Here's a recipe for the Niramish Mangsho recipe from Kalighat by my Mum...

Lights in my home away from home…

Whether in Dubai or now in Chennai, we decorate our home with oil lamps, coloured fairy lights, and fresh flowers and partake in cracking light fireworks. I also cook a Bhog by stirring in a lot of good intention and offering it to the home altar. Thereafter, when we share it amongst the family and sometimes our friends, the festivities revolving around Kali Pujo and Diwali celebrations all start to make sense. The essence is to bring about healthy and hearty connections amongst loved ones and release all emotions that doesn’t serve our highest good.

Traditional Alpona
Traditional Alpona design in our home Image Credit: Ishita B Saha/Supplied

I am sharing my Ma’s recipe of Niramish Mangsho. It’s slow cooked for several hours and the meat pieces turn tender and soft. Although the Bhog from Kalighat didn’t have potatoes in it, our younger daughter Ilaakshi loves the epic Mangsher Aloo, the potatoes cooked in the meat gravy. The Niramish Mangsho tastes wonderful with Mishti Polao. Basanti Polao, as the latter is also called sometimes because of its Basanti or saffron tinge, is cooked in ghee and is fragrant and slightly sweet. This is a favourite of our elder daughter Shrishti.

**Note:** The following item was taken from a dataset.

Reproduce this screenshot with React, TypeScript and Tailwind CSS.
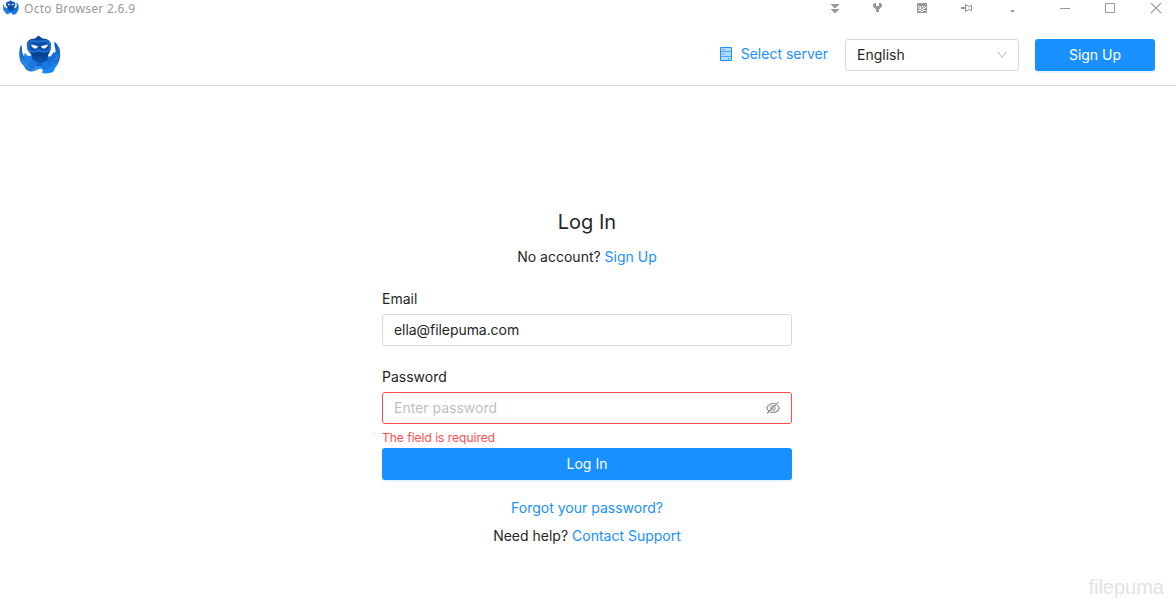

I try to keep desserts very simple and meaningful. A classic Payesh made with rice, milk and sugar is important, as it is prepared on every auspicious occasion, festival and celebration. This is also the first solid food that a Bengali child is fed as an infant during his/her Annaprashan, the first rice ceremony. Payesh is also a symbolic representation of bringing in an infinite abundance at home with never ending anna or cooked rice!